The good news is changing your habits start with little steps. If you want to avoid distraction from your work environment, ask people to reschedule meetings so that you have more continuous block of work. Put on your headphone on even to signal other people that you are focusing even though you don't necessarily listen to music.
Uninstall social media apps on your phone. Only check them on browsers and at time when your mental or emotional strength is low. Because you are tired, you are less likely to spend much time on these activities and naturally reduce its time consumption.
Practice accepting boredom. Don't feel guilty if you are doing nothing. It's not a waste of time. Do you know that many successful people practicing meditation?

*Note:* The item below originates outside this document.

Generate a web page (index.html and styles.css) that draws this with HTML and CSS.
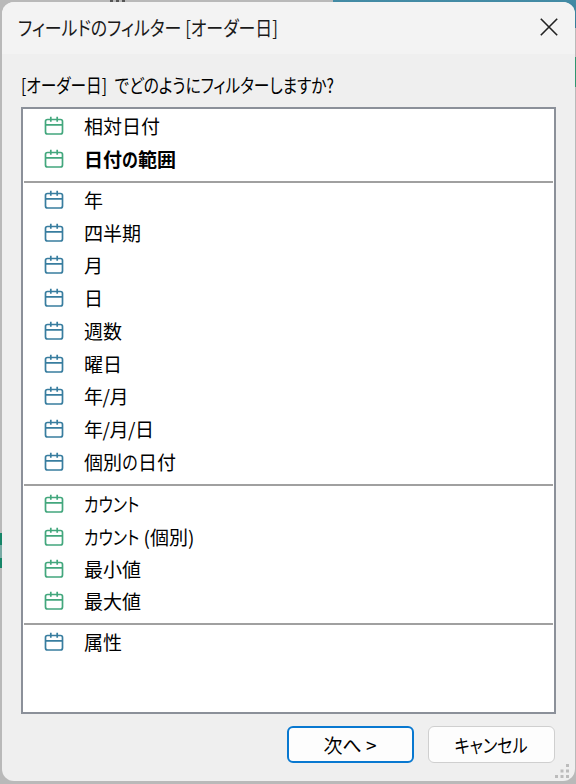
FILE: index.html
```html
<!DOCTYPE html>
<html lang="ja">
<head>
  <meta charset="UTF-8" />
  <meta name="viewport" content="width=device-width, initial-scale=1.0" />
  <title>フィールドのフィルター</title>
  <link rel="stylesheet" href="styles.css">
</head>
<body>
  <svg class="defs" width="0" height="0">
    <symbol id="calendar" viewBox="0 0 20 20">
      <path d="M3.500 3.500h13q2 0 2 2v10.500q0 2-2 2h-13q-2 0-2-2v-10.500q0-2 2-2zM1.500 8.800h17M6.800 .7v5M13.200 .7v5" />
    </symbol>
  </svg>

  <div class="dialog">
    <div class="titlebar">
      <span class="title"><span class="fit" data-width="260">フィールドのフィルター [オーダー日]</span></span>
      <svg class="close" viewBox="0 0 18 18"><path d="M.8.8l16.400 16.400M17.200.8L.8 17.200" /></svg>
    </div>

    <div class="content">
      <div class="question"><span class="fit" data-width="313">[オーダー日] でどのようにフィルターしますか?</span></div>

      <div class="list">
        <div class="group green">
          <div class="row"><svg><use href="#calendar" /></svg><span>相対日付</span></div>
          <div class="row selected"><svg><use href="#calendar" /></svg><span>日付<i class="no">の</i>範囲</span></div>
        </div>
        <div class="group blue">
          <div class="row"><svg><use href="#calendar" /></svg><span>年</span></div>
          <div class="row"><svg><use href="#calendar" /></svg><span>四半期</span></div>
          <div class="row"><svg><use href="#calendar" /></svg><span>月</span></div>
          <div class="row"><svg><use href="#calendar" /></svg><span>日</span></div>
          <div class="row"><svg><use href="#calendar" /></svg><span>週数</span></div>
          <div class="row"><svg><use href="#calendar" /></svg><span>曜日</span></div>
          <div class="row"><svg><use href="#calendar" /></svg><span class="slashes">年/月</span></div>
          <div class="row"><svg><use href="#calendar" /></svg><span class="slashes">年/月/日</span></div>
          <div class="row"><svg><use href="#calendar" /></svg><span>個別<i class="no">の</i>日付</span></div>
        </div>
        <div class="group green counts">
          <div class="row"><svg><use href="#calendar" /></svg><span><i class="fit" data-width="55">カウント</i></span></div>
          <div class="row"><svg><use href="#calendar" /></svg><span><i class="fit" data-width="55">カウント</i> (個別)</span></div>
          <div class="row"><svg><use href="#calendar" /></svg><span>最小値</span></div>
          <div class="row"><svg><use href="#calendar" /></svg><span>最大値</span></div>
        </div>
        <div class="group blue">
          <div class="row"><svg><use href="#calendar" /></svg><span>属性</span></div>
        </div>
      </div>

      <div class="buttons">
        <button class="primary"><span class="fit" data-width="53">次へ &gt;</span></button>
        <button><span class="fit" data-width="73">キャンセル</span></button>
      </div>
    </div>

    <svg class="grip" viewBox="0 0 15 15">
      <path d="M11 0h3v3h-3zM5.500 5.500h3v3h-3zM11 5.500h3v3h-3zM0 11h3v3h-3zM5.500 11h3v3h-3zM11 11h3v3h-3z" />
    </svg>
  </div>

  <script>
    document.querySelectorAll('.fit').forEach((el) => {
      const natural = el.offsetWidth;
      const width = Number(el.dataset.width);
      el.style.transform = `scaleX(${width / natural})`;
      if (el.tagName === 'I') {
        el.style.marginRight = `${width - natural}px`;
      }
    });
  </script>
</body>
</html>
```
FILE: styles.css
```css
* {
  box-sizing: border-box;
}
body {
  margin: 0;
  height: 784px;
  padding: 2px 1px 3px 2px;
  overflow: hidden;
  background:
    linear-gradient(#438ba5, #357b96) 333px 0 / 243px 28px no-repeat,
    linear-gradient(#2f9670, #2f9670) 575px 57px / 1px 30px no-repeat,
    linear-gradient(#168568 0 12px, #78aaa4 12px 25px, #168568 25px) 0 533px / 2px 35px no-repeat,
    repeating-linear-gradient(90deg, #555 0 3px, #b9b9b9 3px 6px) 110px 0 / 15px 2px no-repeat,
    #b9b9b9;
  font-family: "Noto Sans CJK JP", sans-serif;
  font-size: 19px;
  color: #000;
}
.defs {
  position: absolute;
}
.dialog {
  position: relative;
  height: 779px;
  background: #efefef;
  border-radius: 12px;
  overflow: hidden;
}
.titlebar {
  display: flex;
  align-items: center;
  justify-content: space-between;
  height: 52px;
  padding: 0 17px 2px 16px;
  background: #f3f3f3;
}
.title {
  font-size: 20px;
  color: #1a1a1a;
}
.fit {
  display: inline-block;
  white-space: nowrap;
  transform-origin: left;
  font-feature-settings: "palt";
}
.close {
  width: 18px;
  height: 18px;
  fill: none;
  stroke: #222;
  stroke-width: 1.600;
}
.content {
  padding: 0 19px;
}
.question {
  height: 53px;
  padding-top: 16px;
  line-height: 30px;
  word-spacing: 5px;
}
.list {
  width: 535px;
  height: 607px;
  padding: 1px 1px;
  background: #fff;
  border: 2px solid #8b9099;
}
.group + .group {
  margin-top: 5px;
  padding-top: 2px;
  border-top: 2px solid #a0a0a0;
}
.group.green + .group.blue {
  padding-top: 1px;
}
.group.blue + .group.green {
  margin-top: 6px;
}
.row {
  display: flex;
  align-items: center;
  height: 32.750px;
  padding-left: 20px;
  white-space: nowrap;
}
.counts .row {
  height: 32.350px;
}
.row svg {
  width: 20px;
  height: 20px;
  margin-right: 20px;
  fill: none;
  stroke-width: 1.700;
}
.row span {
  padding-bottom: 1px;
}
.row i {
  display: inline-block;
  font-style: normal;
  transform-origin: left;
}
.green svg {
  stroke: #43a77d;
}
.blue svg {
  stroke: #387d9f;
}
.selected {
  font-weight: bold;
}
.no {
  transform: scaleX(.84);
  margin-right: -3px;
}
.slashes {
  letter-spacing: -.5px;
}
.buttons {
  display: flex;
  justify-content: flex-end;
  gap: 14px;
  padding: 12px 1.500px 0 0;
}
button {
  width: 127px;
  height: 37px;
  padding: 0;
  background: #fdfdfd;
  border: 1px solid #cfcfcf;
  border-radius: 6px;
  font: inherit;
  color: inherit;
}
button .fit {
  transform-origin: center;
}
.primary {
  border: 2px solid #0878d0;
}
.grip {
  position: absolute;
  right: 5px;
  bottom: 2px;
  width: 15px;
  height: 15px;
  fill: #bcbcbc;
}
```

You make your mind works less when in solitude so that it can work more when you need it the most.
The whole purpose of meditation or spending time in solitude is to tame our brain from craving for stimuli. Our mind works like a beast. Stimuli is food for the beast. The more you feed the beast, the hungrier and crazier it is.
"To calm your mind" is to ignore all the stimuli around you. You need to practice in free time so that next time a stimuli triggers, your mind has an ability to ignore it. It's also one of the best way to regenerate your neurons and recharge your energy.
Your mental strength is like muscle. It needs training and rest. No athlete can keep training for 24 hours. Don't let your mind trap in the loop of constant regretting about the past or worrying about the uncertain future.
If you are self-aware of your attention deprivation and follow these small steps, you will eventually get your attention back. In this knowledge economy, the ability to focus can generate big difference in the output and that could put you ahead of the competition.